*Given entries:*
┏━━
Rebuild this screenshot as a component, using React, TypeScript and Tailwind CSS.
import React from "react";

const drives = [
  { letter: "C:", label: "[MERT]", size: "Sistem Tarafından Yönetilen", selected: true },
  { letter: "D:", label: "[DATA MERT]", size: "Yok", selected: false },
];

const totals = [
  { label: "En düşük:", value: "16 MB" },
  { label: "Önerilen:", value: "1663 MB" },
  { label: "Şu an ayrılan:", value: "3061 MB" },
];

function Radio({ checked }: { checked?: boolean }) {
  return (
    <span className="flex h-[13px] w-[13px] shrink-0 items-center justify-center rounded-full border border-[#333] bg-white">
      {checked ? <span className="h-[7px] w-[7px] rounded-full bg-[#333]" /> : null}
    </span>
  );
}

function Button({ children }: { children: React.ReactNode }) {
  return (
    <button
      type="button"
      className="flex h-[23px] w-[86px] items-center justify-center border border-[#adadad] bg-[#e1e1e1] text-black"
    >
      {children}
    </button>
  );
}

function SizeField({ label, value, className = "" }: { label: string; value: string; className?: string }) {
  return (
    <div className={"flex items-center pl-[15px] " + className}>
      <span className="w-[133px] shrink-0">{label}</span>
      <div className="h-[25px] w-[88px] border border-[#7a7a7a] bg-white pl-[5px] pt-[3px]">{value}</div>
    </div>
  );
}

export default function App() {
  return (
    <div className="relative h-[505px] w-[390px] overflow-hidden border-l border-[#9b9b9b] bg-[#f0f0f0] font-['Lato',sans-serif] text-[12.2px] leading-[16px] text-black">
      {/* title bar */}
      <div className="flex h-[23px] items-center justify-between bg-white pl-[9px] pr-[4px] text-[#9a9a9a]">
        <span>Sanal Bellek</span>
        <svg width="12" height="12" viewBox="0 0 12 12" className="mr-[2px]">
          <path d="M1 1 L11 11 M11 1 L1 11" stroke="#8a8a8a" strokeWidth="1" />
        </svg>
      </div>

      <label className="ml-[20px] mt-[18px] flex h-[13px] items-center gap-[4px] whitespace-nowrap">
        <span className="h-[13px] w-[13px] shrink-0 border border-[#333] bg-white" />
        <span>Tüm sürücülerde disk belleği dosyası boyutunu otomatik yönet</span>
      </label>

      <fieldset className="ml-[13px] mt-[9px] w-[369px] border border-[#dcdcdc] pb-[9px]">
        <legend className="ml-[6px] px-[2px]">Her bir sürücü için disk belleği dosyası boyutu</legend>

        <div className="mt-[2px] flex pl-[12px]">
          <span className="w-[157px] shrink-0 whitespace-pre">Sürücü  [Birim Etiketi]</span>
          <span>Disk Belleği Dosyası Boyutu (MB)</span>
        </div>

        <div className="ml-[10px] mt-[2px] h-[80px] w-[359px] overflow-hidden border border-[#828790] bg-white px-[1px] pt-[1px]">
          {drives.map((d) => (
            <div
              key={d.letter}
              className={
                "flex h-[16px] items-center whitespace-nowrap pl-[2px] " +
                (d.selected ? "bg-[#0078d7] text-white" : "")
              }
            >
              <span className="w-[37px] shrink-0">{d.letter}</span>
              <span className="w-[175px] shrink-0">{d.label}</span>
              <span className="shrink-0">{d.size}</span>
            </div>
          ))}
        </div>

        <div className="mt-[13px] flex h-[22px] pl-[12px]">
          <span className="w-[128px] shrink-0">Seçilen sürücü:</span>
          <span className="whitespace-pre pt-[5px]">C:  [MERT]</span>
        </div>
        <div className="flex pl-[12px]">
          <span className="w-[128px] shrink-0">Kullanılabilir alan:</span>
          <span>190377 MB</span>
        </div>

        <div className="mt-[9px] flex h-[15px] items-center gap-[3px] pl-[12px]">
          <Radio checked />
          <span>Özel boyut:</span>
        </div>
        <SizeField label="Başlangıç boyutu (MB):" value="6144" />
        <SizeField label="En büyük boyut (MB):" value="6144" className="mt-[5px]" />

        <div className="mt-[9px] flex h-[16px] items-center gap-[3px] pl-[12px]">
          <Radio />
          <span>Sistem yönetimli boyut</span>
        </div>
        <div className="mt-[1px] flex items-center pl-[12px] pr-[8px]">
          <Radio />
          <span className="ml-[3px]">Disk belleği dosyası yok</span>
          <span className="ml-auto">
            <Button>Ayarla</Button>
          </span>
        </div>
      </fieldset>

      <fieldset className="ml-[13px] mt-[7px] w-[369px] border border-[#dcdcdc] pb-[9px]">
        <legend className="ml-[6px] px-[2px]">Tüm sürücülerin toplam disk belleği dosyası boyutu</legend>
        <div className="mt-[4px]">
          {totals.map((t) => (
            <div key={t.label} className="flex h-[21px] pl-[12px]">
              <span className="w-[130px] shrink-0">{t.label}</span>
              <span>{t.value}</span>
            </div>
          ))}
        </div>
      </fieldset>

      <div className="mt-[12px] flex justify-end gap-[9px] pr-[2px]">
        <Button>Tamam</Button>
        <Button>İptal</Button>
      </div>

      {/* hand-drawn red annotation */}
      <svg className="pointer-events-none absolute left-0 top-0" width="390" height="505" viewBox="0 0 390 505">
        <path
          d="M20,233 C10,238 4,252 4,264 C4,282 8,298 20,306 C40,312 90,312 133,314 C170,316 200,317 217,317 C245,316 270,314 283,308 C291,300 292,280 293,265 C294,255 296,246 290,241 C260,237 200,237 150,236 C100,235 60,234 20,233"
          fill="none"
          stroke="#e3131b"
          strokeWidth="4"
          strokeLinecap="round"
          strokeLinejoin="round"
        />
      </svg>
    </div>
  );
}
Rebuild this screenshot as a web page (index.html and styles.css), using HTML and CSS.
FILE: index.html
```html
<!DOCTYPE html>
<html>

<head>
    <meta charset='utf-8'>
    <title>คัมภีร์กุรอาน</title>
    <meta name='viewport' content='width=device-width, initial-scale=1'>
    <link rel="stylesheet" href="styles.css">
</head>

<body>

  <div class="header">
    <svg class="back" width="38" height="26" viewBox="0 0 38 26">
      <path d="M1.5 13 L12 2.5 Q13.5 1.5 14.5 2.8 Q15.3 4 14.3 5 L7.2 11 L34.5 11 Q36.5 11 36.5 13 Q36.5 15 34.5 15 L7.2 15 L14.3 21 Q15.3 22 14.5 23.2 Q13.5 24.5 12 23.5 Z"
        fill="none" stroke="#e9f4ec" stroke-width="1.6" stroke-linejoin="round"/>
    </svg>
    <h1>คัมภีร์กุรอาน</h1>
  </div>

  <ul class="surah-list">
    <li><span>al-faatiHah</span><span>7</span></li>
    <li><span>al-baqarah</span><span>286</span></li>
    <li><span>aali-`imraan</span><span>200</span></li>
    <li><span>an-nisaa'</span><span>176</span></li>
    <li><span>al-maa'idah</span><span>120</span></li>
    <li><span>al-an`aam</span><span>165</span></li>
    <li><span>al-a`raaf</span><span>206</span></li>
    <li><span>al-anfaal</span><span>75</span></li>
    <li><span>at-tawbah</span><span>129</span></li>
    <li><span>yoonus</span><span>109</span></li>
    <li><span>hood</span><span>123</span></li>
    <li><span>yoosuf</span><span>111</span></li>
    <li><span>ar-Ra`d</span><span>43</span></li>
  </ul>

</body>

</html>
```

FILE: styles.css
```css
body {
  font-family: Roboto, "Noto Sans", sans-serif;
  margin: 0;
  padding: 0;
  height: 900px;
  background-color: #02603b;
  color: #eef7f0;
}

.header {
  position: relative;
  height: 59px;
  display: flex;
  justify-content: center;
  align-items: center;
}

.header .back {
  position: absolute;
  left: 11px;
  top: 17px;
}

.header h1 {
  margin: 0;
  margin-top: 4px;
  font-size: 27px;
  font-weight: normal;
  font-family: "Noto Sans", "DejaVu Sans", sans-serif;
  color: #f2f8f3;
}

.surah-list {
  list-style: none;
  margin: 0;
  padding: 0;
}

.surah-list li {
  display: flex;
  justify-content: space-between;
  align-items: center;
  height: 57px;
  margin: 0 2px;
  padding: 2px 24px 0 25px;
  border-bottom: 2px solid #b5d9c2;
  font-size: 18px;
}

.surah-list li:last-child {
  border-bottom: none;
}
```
┗━━
┏━━
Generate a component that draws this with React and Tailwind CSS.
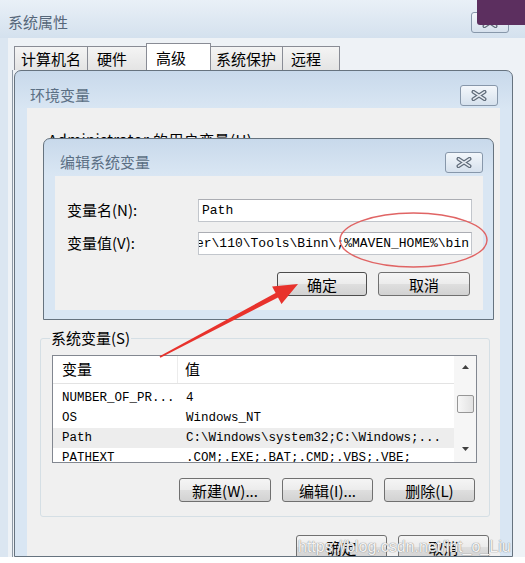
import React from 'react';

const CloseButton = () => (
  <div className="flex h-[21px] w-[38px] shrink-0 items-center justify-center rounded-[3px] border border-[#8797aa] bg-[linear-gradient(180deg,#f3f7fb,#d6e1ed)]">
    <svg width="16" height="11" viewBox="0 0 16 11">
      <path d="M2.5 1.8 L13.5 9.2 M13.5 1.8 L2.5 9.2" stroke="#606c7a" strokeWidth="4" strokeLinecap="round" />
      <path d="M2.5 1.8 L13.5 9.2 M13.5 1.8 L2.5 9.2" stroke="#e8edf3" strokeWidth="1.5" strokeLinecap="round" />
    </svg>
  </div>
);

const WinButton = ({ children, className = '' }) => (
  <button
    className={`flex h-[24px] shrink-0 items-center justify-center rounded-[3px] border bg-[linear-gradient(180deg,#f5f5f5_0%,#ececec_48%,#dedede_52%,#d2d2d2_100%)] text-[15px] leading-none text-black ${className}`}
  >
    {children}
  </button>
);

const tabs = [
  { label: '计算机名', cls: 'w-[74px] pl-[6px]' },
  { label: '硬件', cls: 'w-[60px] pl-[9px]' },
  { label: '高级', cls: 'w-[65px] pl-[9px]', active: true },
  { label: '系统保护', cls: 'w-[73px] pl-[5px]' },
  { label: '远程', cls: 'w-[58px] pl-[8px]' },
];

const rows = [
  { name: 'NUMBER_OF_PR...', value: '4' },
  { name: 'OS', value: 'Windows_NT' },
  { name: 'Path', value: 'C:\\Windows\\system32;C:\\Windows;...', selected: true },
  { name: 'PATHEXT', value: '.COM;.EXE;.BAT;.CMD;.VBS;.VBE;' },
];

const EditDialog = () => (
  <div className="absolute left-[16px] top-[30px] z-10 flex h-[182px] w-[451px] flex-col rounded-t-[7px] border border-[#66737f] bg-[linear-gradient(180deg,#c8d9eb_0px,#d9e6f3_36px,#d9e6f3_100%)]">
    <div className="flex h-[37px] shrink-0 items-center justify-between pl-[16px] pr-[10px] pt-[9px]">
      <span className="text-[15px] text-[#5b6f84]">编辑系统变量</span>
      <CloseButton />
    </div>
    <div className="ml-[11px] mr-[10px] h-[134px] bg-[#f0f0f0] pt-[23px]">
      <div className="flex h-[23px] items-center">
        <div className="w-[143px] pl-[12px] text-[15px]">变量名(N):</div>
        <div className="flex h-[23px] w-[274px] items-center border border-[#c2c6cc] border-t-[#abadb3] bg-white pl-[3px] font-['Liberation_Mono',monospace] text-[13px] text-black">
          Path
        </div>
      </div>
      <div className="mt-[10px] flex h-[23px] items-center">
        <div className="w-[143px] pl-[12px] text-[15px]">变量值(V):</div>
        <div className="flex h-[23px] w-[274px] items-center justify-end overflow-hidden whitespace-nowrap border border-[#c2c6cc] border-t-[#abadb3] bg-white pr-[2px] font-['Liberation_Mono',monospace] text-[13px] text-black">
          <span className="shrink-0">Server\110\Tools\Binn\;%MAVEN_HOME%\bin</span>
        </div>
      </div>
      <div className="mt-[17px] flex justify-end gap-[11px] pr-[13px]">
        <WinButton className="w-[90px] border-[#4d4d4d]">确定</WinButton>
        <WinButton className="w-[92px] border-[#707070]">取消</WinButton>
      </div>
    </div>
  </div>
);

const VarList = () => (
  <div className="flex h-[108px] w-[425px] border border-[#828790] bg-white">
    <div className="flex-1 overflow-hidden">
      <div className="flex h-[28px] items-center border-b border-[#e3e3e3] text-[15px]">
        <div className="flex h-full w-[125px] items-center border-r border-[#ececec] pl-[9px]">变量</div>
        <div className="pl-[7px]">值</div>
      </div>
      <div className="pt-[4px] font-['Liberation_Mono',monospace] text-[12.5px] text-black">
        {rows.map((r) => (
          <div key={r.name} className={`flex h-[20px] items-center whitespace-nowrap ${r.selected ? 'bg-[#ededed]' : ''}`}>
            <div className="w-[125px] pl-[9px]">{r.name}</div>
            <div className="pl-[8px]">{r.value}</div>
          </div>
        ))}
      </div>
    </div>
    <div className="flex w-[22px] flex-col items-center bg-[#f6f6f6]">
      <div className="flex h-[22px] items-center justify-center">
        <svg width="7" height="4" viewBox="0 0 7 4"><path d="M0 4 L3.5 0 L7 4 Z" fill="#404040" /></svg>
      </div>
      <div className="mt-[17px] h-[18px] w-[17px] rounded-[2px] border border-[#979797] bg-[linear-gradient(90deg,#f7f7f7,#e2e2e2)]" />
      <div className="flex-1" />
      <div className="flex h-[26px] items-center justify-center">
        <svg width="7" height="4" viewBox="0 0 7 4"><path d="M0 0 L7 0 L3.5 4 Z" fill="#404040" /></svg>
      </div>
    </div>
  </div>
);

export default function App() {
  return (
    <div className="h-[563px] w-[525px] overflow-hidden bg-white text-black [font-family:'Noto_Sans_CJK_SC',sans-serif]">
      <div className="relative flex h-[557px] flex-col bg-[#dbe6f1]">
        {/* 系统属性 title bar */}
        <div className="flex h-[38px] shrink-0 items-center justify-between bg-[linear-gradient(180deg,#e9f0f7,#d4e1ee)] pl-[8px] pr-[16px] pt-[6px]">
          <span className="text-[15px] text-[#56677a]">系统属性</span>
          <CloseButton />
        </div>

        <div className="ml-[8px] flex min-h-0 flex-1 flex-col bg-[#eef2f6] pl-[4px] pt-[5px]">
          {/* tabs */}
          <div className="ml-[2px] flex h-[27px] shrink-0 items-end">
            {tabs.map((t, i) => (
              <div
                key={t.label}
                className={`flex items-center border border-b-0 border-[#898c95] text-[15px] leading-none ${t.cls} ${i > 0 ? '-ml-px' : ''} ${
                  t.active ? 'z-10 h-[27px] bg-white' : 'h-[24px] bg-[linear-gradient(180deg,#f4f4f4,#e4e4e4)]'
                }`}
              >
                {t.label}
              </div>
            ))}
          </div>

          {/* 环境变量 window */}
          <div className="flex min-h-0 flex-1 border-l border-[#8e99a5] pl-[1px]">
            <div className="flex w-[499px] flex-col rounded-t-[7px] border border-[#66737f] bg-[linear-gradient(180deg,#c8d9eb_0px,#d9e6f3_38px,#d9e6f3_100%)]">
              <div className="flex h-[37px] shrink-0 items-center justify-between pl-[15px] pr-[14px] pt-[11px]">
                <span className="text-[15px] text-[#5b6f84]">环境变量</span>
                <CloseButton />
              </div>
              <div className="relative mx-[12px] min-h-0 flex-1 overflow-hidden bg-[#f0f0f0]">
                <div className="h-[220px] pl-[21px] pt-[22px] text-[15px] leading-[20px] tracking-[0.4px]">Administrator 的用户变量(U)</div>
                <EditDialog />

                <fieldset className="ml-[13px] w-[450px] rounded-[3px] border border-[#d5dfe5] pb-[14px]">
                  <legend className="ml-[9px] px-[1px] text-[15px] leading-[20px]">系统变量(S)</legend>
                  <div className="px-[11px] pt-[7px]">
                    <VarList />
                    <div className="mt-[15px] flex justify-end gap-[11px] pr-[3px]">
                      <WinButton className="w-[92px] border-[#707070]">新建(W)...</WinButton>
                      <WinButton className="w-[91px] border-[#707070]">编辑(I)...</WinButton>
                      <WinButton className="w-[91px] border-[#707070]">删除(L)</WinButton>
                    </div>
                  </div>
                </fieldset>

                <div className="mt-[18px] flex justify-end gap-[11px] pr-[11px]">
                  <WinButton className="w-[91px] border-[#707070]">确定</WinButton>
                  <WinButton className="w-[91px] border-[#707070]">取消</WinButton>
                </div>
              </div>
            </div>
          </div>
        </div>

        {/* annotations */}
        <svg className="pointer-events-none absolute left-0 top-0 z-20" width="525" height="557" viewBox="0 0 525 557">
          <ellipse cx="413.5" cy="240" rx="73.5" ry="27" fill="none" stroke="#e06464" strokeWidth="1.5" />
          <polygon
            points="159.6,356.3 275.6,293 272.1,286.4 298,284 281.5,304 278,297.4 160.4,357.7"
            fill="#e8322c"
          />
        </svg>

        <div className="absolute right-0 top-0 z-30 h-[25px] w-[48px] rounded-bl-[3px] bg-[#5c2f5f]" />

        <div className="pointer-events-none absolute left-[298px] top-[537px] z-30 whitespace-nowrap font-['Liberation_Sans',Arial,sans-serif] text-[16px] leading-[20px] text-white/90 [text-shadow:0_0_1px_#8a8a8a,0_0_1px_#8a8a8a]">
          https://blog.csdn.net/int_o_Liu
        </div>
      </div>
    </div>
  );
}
┗━━
*Your objective:* Reproduce the data above exactly, but only from the line containing "Generate a component" through the line containing "import React from 'react';"; skip the pictures.

*The output:*
Generate a component that draws this with React and Tailwind CSS.
import React from 'react';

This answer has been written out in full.